Figure 10 shows that the mineral phase gradually changes under the effect of the composite additive as the roasting time increases. In the initial stage of roasting, the mica with a damaged layer structure forms an amorphous melt which mainly contains elements such as K, Al, Si, and O. At this time V(III) is oxidized to be V(IV). Subsequently, the three sodium salts begin to react with the ore. The generation of melt increases the contact area between the two phases and accelerates the progress of the reaction process. NaCl is the most likely to exchange ions with the melt among the three salts. V(IV) in the melt is oxidized to V(V) and reacts with NaCl to form the sodium vanadate. At the same time, the exchange of Na ions with K ions increases the content of Na in the melt and promotes the crystallization of the columnar albite from the melt. The binding capacity of Na₂SO₄ with vanadium is weaker than that of NaCl. Thus, some vanadium in the melt cannot be further oxidized and participate in the formation of vanadate. The ion exchange capacity of Na₂SO₄ with melt is also weaker than that of NaCl. Parts of the melt which contact with Na₂SO₄ have less content of Na. Thus, Cr, Fe, and other elements in these parts are combined with Al-O bonds and crystallizes in the form of spinel.
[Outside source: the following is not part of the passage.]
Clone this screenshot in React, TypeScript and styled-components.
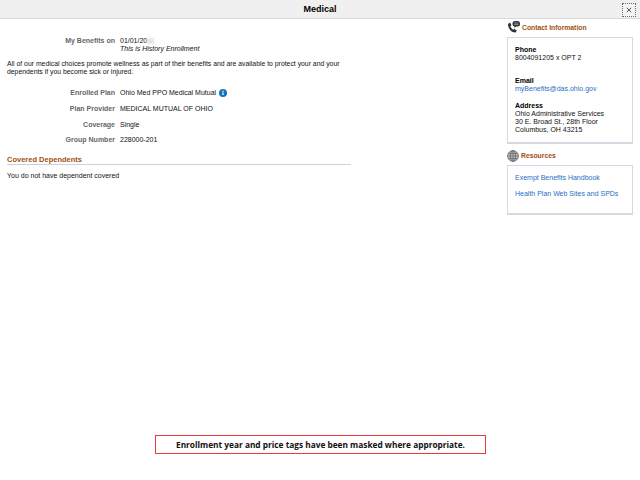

The ion exchange of Na₂CO₃ with melt is the most difficult. However, the addition of Na₂CO₃ could increase the alkalinity of the ore. At higher alkalinity, the reactivity of quartz in the ore enhances, and the albite reacts with the active quartz and the eutectic. When Na₂CO₃ content is low, the eutectic consumes the albite crystallized from the melt. In this way, the binding reaction of Na and V in the melt and the crystallization process of albite accelerate and the content of V(V) increases.

4. Conclusions

1. The composite additive of NaCl-Na₂CO₃ promotes the oxidation process of vanadium and increases the content of V(V) in roasted slag. There is no obvious further promotion between NaCl and Na₂SO₄ on the oxidation of vanadium. The composite additive of NaCl-Na₂CO₃ hinder the oxidation process of vanadium and reduces the content of V(V) in roasted slag.

2. Dehydroxy mica will convert to the melt, which mainly contains Na, K, Al, Si, and O during the roasting process. Under the action of NaCl-Na₂CO₃, the process of sodium ions replace potassium ions in the melt, promoting the crystallization of albite. The existence of Na₂CO₃ enhances the reactivity of quartz. The albite reacts with the activated quartz and melts. These reactions accelerate the generation of vanadate.

3. Under the action of NaCl-Na₂SO₄, The crystallization process of spinel in the melt is promoted and the crystallization process of the albite is inhibited. There is no significant synergistic effect of NaCl and Na₂SO₄ on vanadium oxidation. Under the action of Na₂SO₄-Na₂CO₃, the ion exchange process and the vanadium oxidation are inhibited in the melt. A reverse synergistic effect occurs between Na₂CO₃ and Na₂SO₄.

4. The composite additive of three sodium salts contribute more to the increase of V(V) than the additive of two sodium salts. Among the three sodium salts, NaCl and Na₂CO₃ have the most effective on the promotion of the oxidation of vanadium. Under the condition that the ratio of NaCl and Na₂CO₃ is fixed, and the low content of Na₂SO₄ does not significantly affect the V(V) content in the roasted slag.